### SOURCE MATERIAL:
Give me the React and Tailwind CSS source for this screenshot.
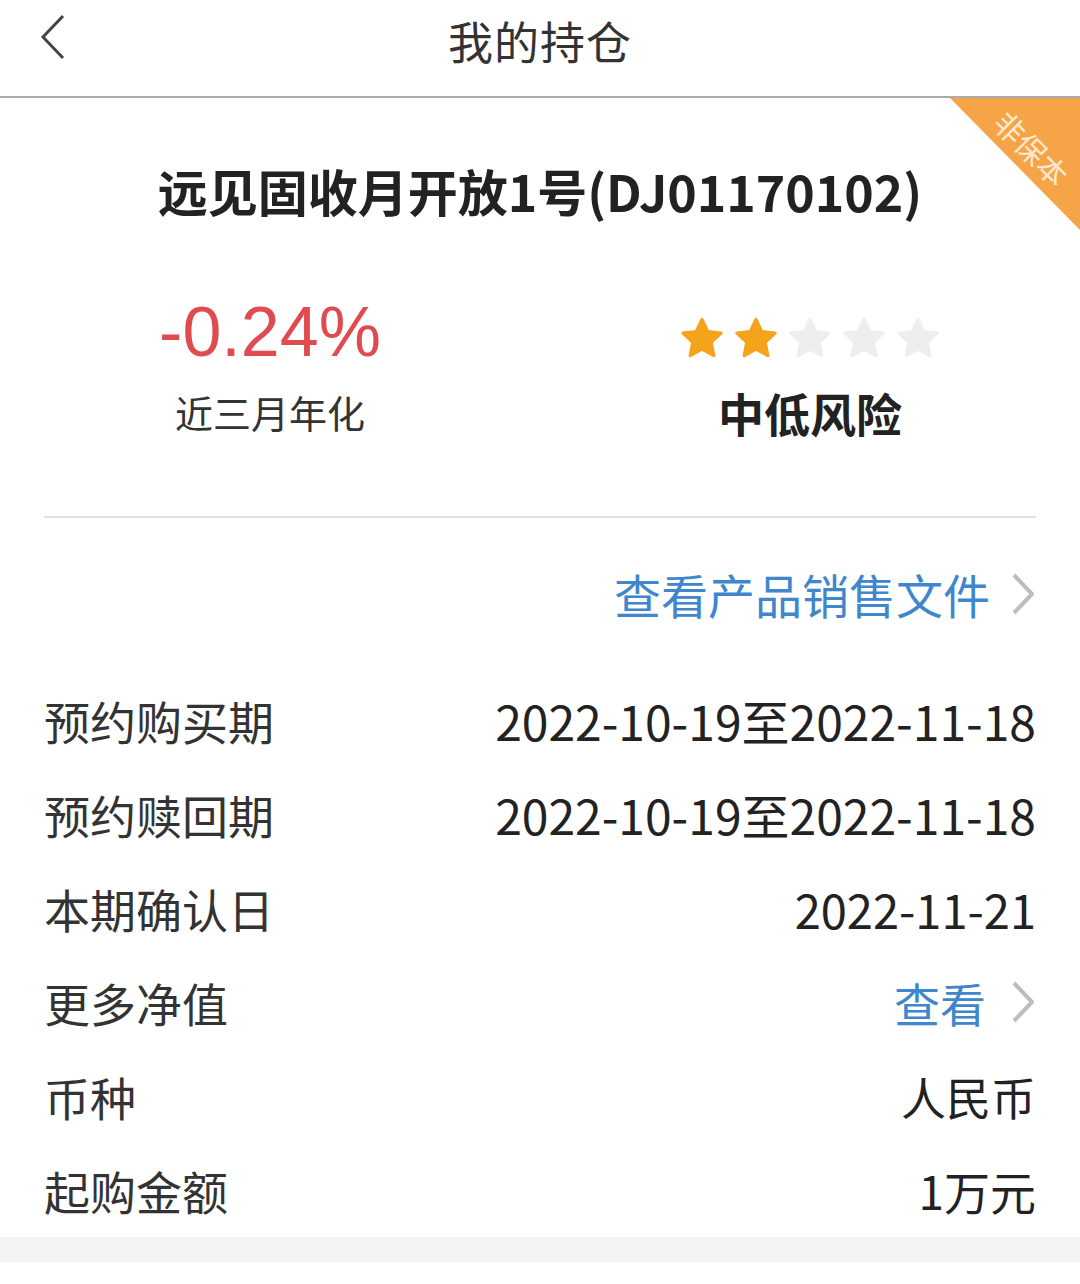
import React from "react";

const CJK = { fontFamily: '"Noto Sans CJK SC", "Noto Sans", sans-serif' };
const NUM = { fontFamily: '"Liberation Sans", Arial, sans-serif' };

function Star({ on }) {
  return (
    <svg width="48" height="48" viewBox="0 0 24 24">
      <path
        d="M12 2.2l2.9 6.1 6.6.8-4.9 4.6 1.3 6.6L12 17l-5.9 3.3 1.3-6.6-4.9-4.6 6.6-.8z"
        fill={on ? "#f6a31c" : "#eeeeee"}
        stroke={on ? "#f6a31c" : "#eeeeee"}
        strokeWidth="1.6"
        strokeLinejoin="round"
      />
    </svg>
  );
}

function Chevron() {
  return (
    <svg width="26" height="44" viewBox="0 0 26 44" className="shrink-0">
      <path d="M4 3l18 19L4 41" fill="none" stroke="#bdbdbd" strokeWidth="4" strokeLinejoin="round" />
    </svg>
  );
}

function Row({ label, children }) {
  return (
    <div className="h-[94px] flex items-center justify-between px-[44px]">
      <span className="text-[46px] leading-none text-[#333]">{label}</span>
      {children}
    </div>
  );
}

export default function App() {
  return (
    <div className="w-full min-h-[1284px] bg-white" style={CJK}>
      <header className="relative h-[98px] flex items-center justify-center border-b-2 border-[#ababab]">
        <svg width="30" height="48" viewBox="0 0 30 48" className="absolute left-[38px] top-[13px]">
          <path d="M25 3L5 24l20 21" fill="none" stroke="#444" strokeWidth="3" />
        </svg>
        <span className="text-[45px] leading-none text-[#333] tracking-[1px] -mt-[16px]">我的持仓</span>
      </header>

      <main className="relative overflow-hidden">
        <div className="absolute right-0 top-0 w-[130px] h-[132px] bg-[#f5a547] [clip-path:polygon(0_0,100%_0,100%_100%)]">
          <div className="absolute left-[82px] top-[50px] -translate-x-1/2 -translate-y-1/2 rotate-45 text-[30px] leading-none text-[#fde9cf] whitespace-nowrap">
            非保本
          </div>
        </div>

        <div className="h-[184px] flex items-center justify-center">
          <h1 className="text-[50px] leading-none font-bold text-[#222]">远见固收月开放1号(DJ01170102)</h1>
        </div>

        <div className="grid grid-cols-2">
          <div className="flex flex-col items-center">
            <div className="h-[100px] flex items-center">
              <span className="text-[70px] leading-none text-[#e04b50]" style={NUM}>-0.24%</span>
            </div>
            <div className="h-[60px] flex items-center">
              <span className="text-[38px] leading-none text-[#333]">近三月年化</span>
            </div>
          </div>
          <div className="flex flex-col items-center">
            <div className="h-[100px] flex items-center gap-[6px] pt-[14px]">
              <Star on />
              <Star on />
              <Star />
              <Star />
              <Star />
            </div>
            <div className="h-[60px] flex items-center">
              <span className="text-[46px] leading-none font-bold text-[#222]">中低风险</span>
            </div>
          </div>
        </div>

        <div className="mt-[74px] mx-[44px] h-[2px] bg-[#e2e2e2]" />

        <div className="h-[155px] flex items-center justify-end px-[44px] gap-[20px] pb-[4px]">
          <span className="text-[47px] leading-none text-[#3f86cc]">查看产品销售文件</span>
          <Chevron />
        </div>

        <Row label="预约购买期">
          <span className="text-[48px] leading-none text-[#222]">2022-10-19至2022-11-18</span>
        </Row>
        <Row label="预约赎回期">
          <span className="text-[48px] leading-none text-[#222]">2022-10-19至2022-11-18</span>
        </Row>
        <Row label="本期确认日">
          <span className="text-[47px] leading-none text-[#222]">2022-11-21</span>
        </Row>
        <Row label="更多净值">
          <div className="flex items-center gap-[24px]">
            <span className="text-[46px] leading-none text-[#3f86cc]">查看</span>
            <Chevron />
          </div>
        </Row>
        <Row label="币种">
          <span className="text-[45px] leading-none text-[#222]">人民币</span>
        </Row>
        <Row label="起购金额">
          <span className="text-[46px] leading-none text-[#222]">1万元</span>
        </Row>

        <div className="h-[25px] bg-[#f4f4f4]" />
      </main>
    </div>
  );
}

### AIM:
Each line of the material must be retyped exactly, except that images are omitted.

### SOLUTION:
Give me the React and Tailwind CSS source for this screenshot.
import React from "react";

const CJK = { fontFamily: '"Noto Sans CJK SC", "Noto Sans", sans-serif' };
const NUM = { fontFamily: '"Liberation Sans", Arial, sans-serif' };

function Star({ on }) {
  return (
    <svg width="48" height="48" viewBox="0 0 24 24">
      <path
        d="M12 2.2l2.9 6.1 6.6.8-4.9 4.6 1.3 6.6L12 17l-5.9 3.3 1.3-6.6-4.9-4.6 6.6-.8z"
        fill={on ? "#f6a31c" : "#eeeeee"}
        stroke={on ? "#f6a31c" : "#eeeeee"}
        strokeWidth="1.6"
        strokeLinejoin="round"
      />
    </svg>
  );
}

function Chevron() {
  return (
    <svg width="26" height="44" viewBox="0 0 26 44" className="shrink-0">
      <path d="M4 3l18 19L4 41" fill="none" stroke="#bdbdbd" strokeWidth="4" strokeLinejoin="round" />
    </svg>
  );
}

function Row({ label, children }) {
  return (
    <div className="h-[94px] flex items-center justify-between px-[44px]">
      <span className="text-[46px] leading-none text-[#333]">{label}</span>
      {children}
    </div>
  );
}

export default function App() {
  return (
    <div className="w-full min-h-[1284px] bg-white" style={CJK}>
      <header className="relative h-[98px] flex items-center justify-center border-b-2 border-[#ababab]">
        <svg width="30" height="48" viewBox="0 0 30 48" className="absolute left-[38px] top-[13px]">
          <path d="M25 3L5 24l20 21" fill="none" stroke="#444" strokeWidth="3" />
        </svg>
        <span className="text-[45px] leading-none text-[#333] tracking-[1px] -mt-[16px]">我的持仓</span>
      </header>

      <main className="relative overflow-hidden">
        <div className="absolute right-0 top-0 w-[130px] h-[132px] bg-[#f5a547] [clip-path:polygon(0_0,100%_0,100%_100%)]">
          <div className="absolute left-[82px] top-[50px] -translate-x-1/2 -translate-y-1/2 rotate-45 text-[30px] leading-none text-[#fde9cf] whitespace-nowrap">
            非保本
          </div>
        </div>

        <div className="h-[184px] flex items-center justify-center">
          <h1 className="text-[50px] leading-none font-bold text-[#222]">远见固收月开放1号(DJ01170102)</h1>
        </div>

        <div className="grid grid-cols-2">
          <div className="flex flex-col items-center">
            <div className="h-[100px] flex items-center">
              <span className="text-[70px] leading-none text-[#e04b50]" style={NUM}>-0.24%</span>
            </div>
            <div className="h-[60px] flex items-center">
              <span className="text-[38px] leading-none text-[#333]">近三月年化</span>
            </div>
          </div>
          <div className="flex flex-col items-center">
            <div className="h-[100px] flex items-center gap-[6px] pt-[14px]">
              <Star on />
              <Star on />
              <Star />
              <Star />
              <Star />
            </div>
            <div className="h-[60px] flex items-center">
              <span className="text-[46px] leading-none font-bold text-[#222]">中低风险</span>
            </div>
          </div>
        </div>

        <div className="mt-[74px] mx-[44px] h-[2px] bg-[#e2e2e2]" />

        <div className="h-[155px] flex items-center justify-end px-[44px] gap-[20px] pb-[4px]">
          <span className="text-[47px] leading-none text-[#3f86cc]">查看产品销售文件</span>
          <Chevron />
        </div>

        <Row label="预约购买期">
          <span className="text-[48px] leading-none text-[#222]">2022-10-19至2022-11-18</span>
        </Row>
        <Row label="预约赎回期">
          <span className="text-[48px] leading-none text-[#222]">2022-10-19至2022-11-18</span>
        </Row>
        <Row label="本期确认日">
          <span className="text-[47px] leading-none text-[#222]">2022-11-21</span>
        </Row>
        <Row label="更多净值">
          <div className="flex items-center gap-[24px]">
            <span className="text-[46px] leading-none text-[#3f86cc]">查看</span>
            <Chevron />
          </div>
        </Row>
        <Row label="币种">
          <span className="text-[45px] leading-none text-[#222]">人民币</span>
        </Row>
        <Row label="起购金额">
          <span className="text-[46px] leading-none text-[#222]">1万元</span>
        </Row>

        <div className="h-[25px] bg-[#f4f4f4]" />
      </main>
    </div>
  );
}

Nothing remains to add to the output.